TASK TO COMPLETE = Restate the data exactly as given and keep the pictures out.

AVAILABLE DATA =

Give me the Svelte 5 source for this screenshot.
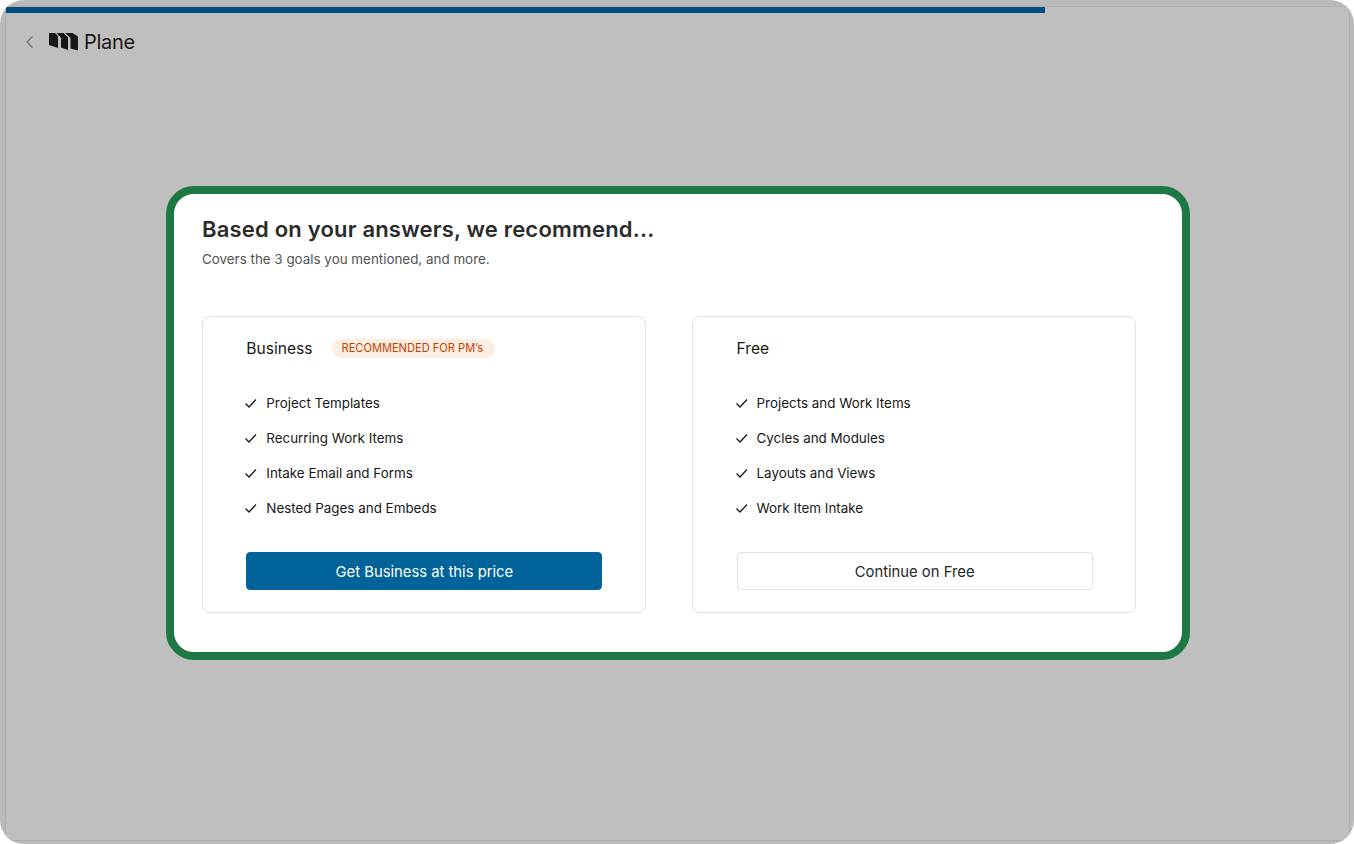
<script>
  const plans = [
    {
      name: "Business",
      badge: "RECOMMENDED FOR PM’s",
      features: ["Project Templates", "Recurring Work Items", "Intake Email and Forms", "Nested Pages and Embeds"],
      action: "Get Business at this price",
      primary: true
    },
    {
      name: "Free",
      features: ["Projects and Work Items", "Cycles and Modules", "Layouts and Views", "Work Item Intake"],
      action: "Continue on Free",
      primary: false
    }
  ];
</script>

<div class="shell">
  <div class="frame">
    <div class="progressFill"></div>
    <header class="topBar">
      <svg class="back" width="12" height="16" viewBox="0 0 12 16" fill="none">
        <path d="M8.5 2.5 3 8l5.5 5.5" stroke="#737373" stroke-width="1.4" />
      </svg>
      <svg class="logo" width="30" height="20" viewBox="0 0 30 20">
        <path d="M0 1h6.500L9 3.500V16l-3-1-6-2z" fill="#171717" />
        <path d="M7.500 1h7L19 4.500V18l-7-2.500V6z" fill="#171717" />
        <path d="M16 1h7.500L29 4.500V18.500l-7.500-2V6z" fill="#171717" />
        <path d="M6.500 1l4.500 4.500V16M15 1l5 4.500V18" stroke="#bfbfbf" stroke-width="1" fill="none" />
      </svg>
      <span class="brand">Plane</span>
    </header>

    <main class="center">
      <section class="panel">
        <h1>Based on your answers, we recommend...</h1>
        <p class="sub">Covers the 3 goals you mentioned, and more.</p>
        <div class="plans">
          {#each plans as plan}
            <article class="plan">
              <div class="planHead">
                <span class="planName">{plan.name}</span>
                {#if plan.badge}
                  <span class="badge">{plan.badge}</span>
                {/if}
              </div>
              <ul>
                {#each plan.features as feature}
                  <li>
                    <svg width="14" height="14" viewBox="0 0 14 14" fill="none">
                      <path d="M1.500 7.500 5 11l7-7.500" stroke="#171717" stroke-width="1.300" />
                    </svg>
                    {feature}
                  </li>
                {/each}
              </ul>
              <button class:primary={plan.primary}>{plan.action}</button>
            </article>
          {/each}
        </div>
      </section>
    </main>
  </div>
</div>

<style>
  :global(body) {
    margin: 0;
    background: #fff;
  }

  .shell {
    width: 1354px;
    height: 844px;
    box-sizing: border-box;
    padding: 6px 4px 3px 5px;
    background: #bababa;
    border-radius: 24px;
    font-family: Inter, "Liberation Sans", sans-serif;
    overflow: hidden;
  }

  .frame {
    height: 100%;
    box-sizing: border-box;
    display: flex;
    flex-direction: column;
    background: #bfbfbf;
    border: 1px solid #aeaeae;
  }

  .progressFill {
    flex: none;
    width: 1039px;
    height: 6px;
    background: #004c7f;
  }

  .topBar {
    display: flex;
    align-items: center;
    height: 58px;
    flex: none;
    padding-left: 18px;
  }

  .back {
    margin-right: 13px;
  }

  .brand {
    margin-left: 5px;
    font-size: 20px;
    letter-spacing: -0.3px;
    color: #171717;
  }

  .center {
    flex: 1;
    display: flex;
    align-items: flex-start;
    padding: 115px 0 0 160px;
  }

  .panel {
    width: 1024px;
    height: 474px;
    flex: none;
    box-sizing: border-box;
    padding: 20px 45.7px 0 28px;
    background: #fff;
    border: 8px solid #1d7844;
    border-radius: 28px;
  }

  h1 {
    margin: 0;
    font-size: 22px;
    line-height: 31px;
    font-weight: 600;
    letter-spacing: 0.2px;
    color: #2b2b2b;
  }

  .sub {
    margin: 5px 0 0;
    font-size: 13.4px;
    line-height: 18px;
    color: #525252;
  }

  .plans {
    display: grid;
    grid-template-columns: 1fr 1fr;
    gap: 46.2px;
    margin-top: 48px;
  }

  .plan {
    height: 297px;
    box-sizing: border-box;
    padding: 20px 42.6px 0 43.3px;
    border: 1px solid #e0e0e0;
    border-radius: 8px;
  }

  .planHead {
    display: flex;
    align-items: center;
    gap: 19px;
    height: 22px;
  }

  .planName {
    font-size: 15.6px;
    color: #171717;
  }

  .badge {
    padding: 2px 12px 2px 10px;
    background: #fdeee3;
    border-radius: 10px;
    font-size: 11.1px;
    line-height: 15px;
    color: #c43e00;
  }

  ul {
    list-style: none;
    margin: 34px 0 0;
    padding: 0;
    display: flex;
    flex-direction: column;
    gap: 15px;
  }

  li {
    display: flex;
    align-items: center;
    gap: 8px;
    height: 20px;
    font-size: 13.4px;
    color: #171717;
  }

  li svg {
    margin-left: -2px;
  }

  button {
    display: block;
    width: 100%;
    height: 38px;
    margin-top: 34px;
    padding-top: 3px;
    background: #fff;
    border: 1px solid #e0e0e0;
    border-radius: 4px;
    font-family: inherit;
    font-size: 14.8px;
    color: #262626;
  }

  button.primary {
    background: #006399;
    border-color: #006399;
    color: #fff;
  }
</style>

RESULT OF THE TASK =
Give me the Svelte 5 source for this screenshot.
<script>
  const plans = [
    {
      name: "Business",
      badge: "RECOMMENDED FOR PM’s",
      features: ["Project Templates", "Recurring Work Items", "Intake Email and Forms", "Nested Pages and Embeds"],
      action: "Get Business at this price",
      primary: true
    },
    {
      name: "Free",
      features: ["Projects and Work Items", "Cycles and Modules", "Layouts and Views", "Work Item Intake"],
      action: "Continue on Free",
      primary: false
    }
  ];
</script>

<div class="shell">
  <div class="frame">
    <div class="progressFill"></div>
    <header class="topBar">
      <svg class="back" width="12" height="16" viewBox="0 0 12 16" fill="none">
        <path d="M8.5 2.5 3 8l5.5 5.5" stroke="#737373" stroke-width="1.4" />
      </svg>
      <svg class="logo" width="30" height="20" viewBox="0 0 30 20">
        <path d="M0 1h6.500L9 3.500V16l-3-1-6-2z" fill="#171717" />
        <path d="M7.500 1h7L19 4.500V18l-7-2.500V6z" fill="#171717" />
        <path d="M16 1h7.500L29 4.500V18.500l-7.500-2V6z" fill="#171717" />
        <path d="M6.500 1l4.500 4.500V16M15 1l5 4.500V18" stroke="#bfbfbf" stroke-width="1" fill="none" />
      </svg>
      <span class="brand">Plane</span>
    </header>

    <main class="center">
      <section class="panel">
        <h1>Based on your answers, we recommend...</h1>
        <p class="sub">Covers the 3 goals you mentioned, and more.</p>
        <div class="plans">
          {#each plans as plan}
            <article class="plan">
              <div class="planHead">
                <span class="planName">{plan.name}</span>
                {#if plan.badge}
                  <span class="badge">{plan.badge}</span>
                {/if}
              </div>
              <ul>
                {#each plan.features as feature}
                  <li>
                    <svg width="14" height="14" viewBox="0 0 14 14" fill="none">
                      <path d="M1.500 7.500 5 11l7-7.500" stroke="#171717" stroke-width="1.300" />
                    </svg>
                    {feature}
                  </li>
                {/each}
              </ul>
              <button class:primary={plan.primary}>{plan.action}</button>
            </article>
          {/each}
        </div>
      </section>
    </main>
  </div>
</div>

<style>
  :global(body) {
    margin: 0;
    background: #fff;
  }

  .shell {
    width: 1354px;
    height: 844px;
    box-sizing: border-box;
    padding: 6px 4px 3px 5px;
    background: #bababa;
    border-radius: 24px;
    font-family: Inter, "Liberation Sans", sans-serif;
    overflow: hidden;
  }

  .frame {
    height: 100%;
    box-sizing: border-box;
    display: flex;
    flex-direction: column;
    background: #bfbfbf;
    border: 1px solid #aeaeae;
  }

  .progressFill {
    flex: none;
    width: 1039px;
    height: 6px;
    background: #004c7f;
  }

  .topBar {
    display: flex;
    align-items: center;
    height: 58px;
    flex: none;
    padding-left: 18px;
  }

  .back {
    margin-right: 13px;
  }

  .brand {
    margin-left: 5px;
    font-size: 20px;
    letter-spacing: -0.3px;
    color: #171717;
  }

  .center {
    flex: 1;
    display: flex;
    align-items: flex-start;
    padding: 115px 0 0 160px;
  }

  .panel {
    width: 1024px;
    height: 474px;
    flex: none;
    box-sizing: border-box;
    padding: 20px 45.7px 0 28px;
    background: #fff;
    border: 8px solid #1d7844;
    border-radius: 28px;
  }

  h1 {
    margin: 0;
    font-size: 22px;
    line-height: 31px;
    font-weight: 600;
    letter-spacing: 0.2px;
    color: #2b2b2b;
  }

  .sub {
    margin: 5px 0 0;
    font-size: 13.4px;
    line-height: 18px;
    color: #525252;
  }

  .plans {
    display: grid;
    grid-template-columns: 1fr 1fr;
    gap: 46.2px;
    margin-top: 48px;
  }

  .plan {
    height: 297px;
    box-sizing: border-box;
    padding: 20px 42.6px 0 43.3px;
    border: 1px solid #e0e0e0;
    border-radius: 8px;
  }

  .planHead {
    display: flex;
    align-items: center;
    gap: 19px;
    height: 22px;
  }

  .planName {
    font-size: 15.6px;
    color: #171717;
  }

  .badge {
    padding: 2px 12px 2px 10px;
    background: #fdeee3;
    border-radius: 10px;
    font-size: 11.1px;
    line-height: 15px;
    color: #c43e00;
  }

  ul {
    list-style: none;
    margin: 34px 0 0;
    padding: 0;
    display: flex;
    flex-direction: column;
    gap: 15px;
  }

  li {
    display: flex;
    align-items: center;
    gap: 8px;
    height: 20px;
    font-size: 13.4px;
    color: #171717;
  }

  li svg {
    margin-left: -2px;
  }

  button {
    display: block;
    width: 100%;
    height: 38px;
    margin-top: 34px;
    padding-top: 3px;
    background: #fff;
    border: 1px solid #e0e0e0;
    border-radius: 4px;
    font-family: inherit;
    font-size: 14.8px;
    color: #262626;
  }

  button.primary {
    background: #006399;
    border-color: #006399;
    color: #fff;
  }
</style>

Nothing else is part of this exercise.